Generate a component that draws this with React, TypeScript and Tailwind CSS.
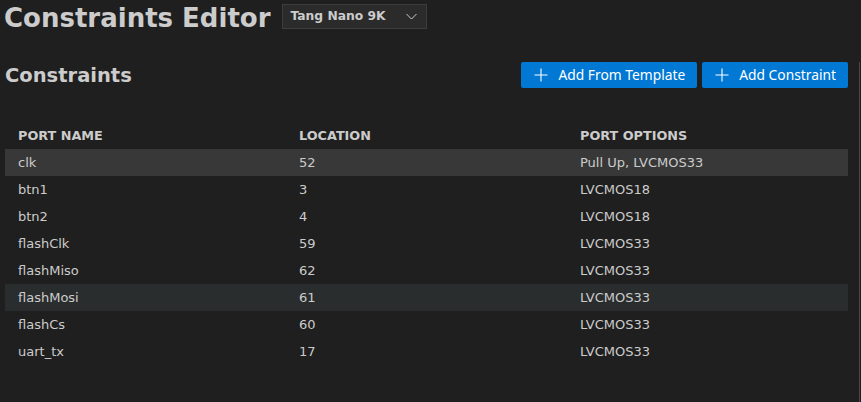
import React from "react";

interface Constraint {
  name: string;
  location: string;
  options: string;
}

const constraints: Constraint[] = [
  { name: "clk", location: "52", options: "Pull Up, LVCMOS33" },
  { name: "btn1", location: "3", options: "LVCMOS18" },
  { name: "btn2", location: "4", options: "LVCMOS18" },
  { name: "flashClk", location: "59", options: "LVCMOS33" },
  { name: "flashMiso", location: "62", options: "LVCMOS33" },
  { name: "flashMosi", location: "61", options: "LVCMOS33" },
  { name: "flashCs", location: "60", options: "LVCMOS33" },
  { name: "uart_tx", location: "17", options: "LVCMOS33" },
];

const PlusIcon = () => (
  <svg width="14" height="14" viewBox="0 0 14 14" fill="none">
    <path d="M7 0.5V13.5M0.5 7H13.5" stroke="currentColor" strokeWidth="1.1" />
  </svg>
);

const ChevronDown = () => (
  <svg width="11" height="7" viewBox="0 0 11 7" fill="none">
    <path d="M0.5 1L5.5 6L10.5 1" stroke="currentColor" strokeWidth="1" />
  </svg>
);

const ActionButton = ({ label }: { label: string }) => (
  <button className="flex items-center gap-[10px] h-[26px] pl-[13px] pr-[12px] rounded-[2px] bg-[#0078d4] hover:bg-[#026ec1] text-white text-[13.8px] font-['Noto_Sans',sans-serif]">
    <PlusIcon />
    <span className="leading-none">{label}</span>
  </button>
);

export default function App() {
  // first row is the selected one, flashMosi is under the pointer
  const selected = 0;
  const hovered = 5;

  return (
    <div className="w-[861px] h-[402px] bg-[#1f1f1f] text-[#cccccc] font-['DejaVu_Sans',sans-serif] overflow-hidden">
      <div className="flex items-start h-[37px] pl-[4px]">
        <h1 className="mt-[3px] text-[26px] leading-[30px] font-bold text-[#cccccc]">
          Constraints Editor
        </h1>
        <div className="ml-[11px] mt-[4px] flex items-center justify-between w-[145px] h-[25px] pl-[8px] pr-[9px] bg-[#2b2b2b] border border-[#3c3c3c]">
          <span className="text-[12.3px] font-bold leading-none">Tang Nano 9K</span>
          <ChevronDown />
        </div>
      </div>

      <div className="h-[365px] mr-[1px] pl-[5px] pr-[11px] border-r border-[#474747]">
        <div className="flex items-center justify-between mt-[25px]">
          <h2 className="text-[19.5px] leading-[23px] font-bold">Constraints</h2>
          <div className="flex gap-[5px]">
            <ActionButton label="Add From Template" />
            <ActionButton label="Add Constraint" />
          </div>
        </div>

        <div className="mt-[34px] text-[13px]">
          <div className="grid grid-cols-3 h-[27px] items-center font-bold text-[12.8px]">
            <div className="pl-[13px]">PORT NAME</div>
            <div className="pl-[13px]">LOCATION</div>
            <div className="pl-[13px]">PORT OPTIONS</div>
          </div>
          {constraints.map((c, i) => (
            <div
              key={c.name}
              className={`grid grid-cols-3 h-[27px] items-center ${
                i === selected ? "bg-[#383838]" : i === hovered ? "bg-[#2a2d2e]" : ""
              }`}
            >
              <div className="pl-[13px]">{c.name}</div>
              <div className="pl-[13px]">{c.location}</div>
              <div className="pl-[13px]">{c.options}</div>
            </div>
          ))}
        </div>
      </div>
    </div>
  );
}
◇ ◇ ◇
#### [The exercise]
Send back the data above word for word, with the pictures left out.

#### [Task response]
Generate a component that draws this with React, TypeScript and Tailwind CSS.
import React from "react";

interface Constraint {
  name: string;
  location: string;
  options: string;
}

const constraints: Constraint[] = [
  { name: "clk", location: "52", options: "Pull Up, LVCMOS33" },
  { name: "btn1", location: "3", options: "LVCMOS18" },
  { name: "btn2", location: "4", options: "LVCMOS18" },
  { name: "flashClk", location: "59", options: "LVCMOS33" },
  { name: "flashMiso", location: "62", options: "LVCMOS33" },
  { name: "flashMosi", location: "61", options: "LVCMOS33" },
  { name: "flashCs", location: "60", options: "LVCMOS33" },
  { name: "uart_tx", location: "17", options: "LVCMOS33" },
];

const PlusIcon = () => (
  <svg width="14" height="14" viewBox="0 0 14 14" fill="none">
    <path d="M7 0.5V13.5M0.5 7H13.5" stroke="currentColor" strokeWidth="1.1" />
  </svg>
);

const ChevronDown = () => (
  <svg width="11" height="7" viewBox="0 0 11 7" fill="none">
    <path d="M0.5 1L5.5 6L10.5 1" stroke="currentColor" strokeWidth="1" />
  </svg>
);

const ActionButton = ({ label }: { label: string }) => (
  <button className="flex items-center gap-[10px] h-[26px] pl-[13px] pr-[12px] rounded-[2px] bg-[#0078d4] hover:bg-[#026ec1] text-white text-[13.8px] font-['Noto_Sans',sans-serif]">
    <PlusIcon />
    <span className="leading-none">{label}</span>
  </button>
);

export default function App() {
  // first row is the selected one, flashMosi is under the pointer
  const selected = 0;
  const hovered = 5;

  return (
    <div className="w-[861px] h-[402px] bg-[#1f1f1f] text-[#cccccc] font-['DejaVu_Sans',sans-serif] overflow-hidden">
      <div className="flex items-start h-[37px] pl-[4px]">
        <h1 className="mt-[3px] text-[26px] leading-[30px] font-bold text-[#cccccc]">
          Constraints Editor
        </h1>
        <div className="ml-[11px] mt-[4px] flex items-center justify-between w-[145px] h-[25px] pl-[8px] pr-[9px] bg-[#2b2b2b] border border-[#3c3c3c]">
          <span className="text-[12.3px] font-bold leading-none">Tang Nano 9K</span>
          <ChevronDown />
        </div>
      </div>

      <div className="h-[365px] mr-[1px] pl-[5px] pr-[11px] border-r border-[#474747]">
        <div className="flex items-center justify-between mt-[25px]">
          <h2 className="text-[19.5px] leading-[23px] font-bold">Constraints</h2>
          <div className="flex gap-[5px]">
            <ActionButton label="Add From Template" />
            <ActionButton label="Add Constraint" />
          </div>
        </div>

        <div className="mt-[34px] text-[13px]">
          <div className="grid grid-cols-3 h-[27px] items-center font-bold text-[12.8px]">
            <div className="pl-[13px]">PORT NAME</div>
            <div className="pl-[13px]">LOCATION</div>
            <div className="pl-[13px]">PORT OPTIONS</div>
          </div>
          {constraints.map((c, i) => (
            <div
              key={c.name}
              className={`grid grid-cols-3 h-[27px] items-center ${
                i === selected ? "bg-[#383838]" : i === hovered ? "bg-[#2a2d2e]" : ""
              }`}
            >
              <div className="pl-[13px]">{c.name}</div>
              <div className="pl-[13px]">{c.location}</div>
              <div className="pl-[13px]">{c.options}</div>
            </div>
          ))}
        </div>
      </div>
    </div>
  );
}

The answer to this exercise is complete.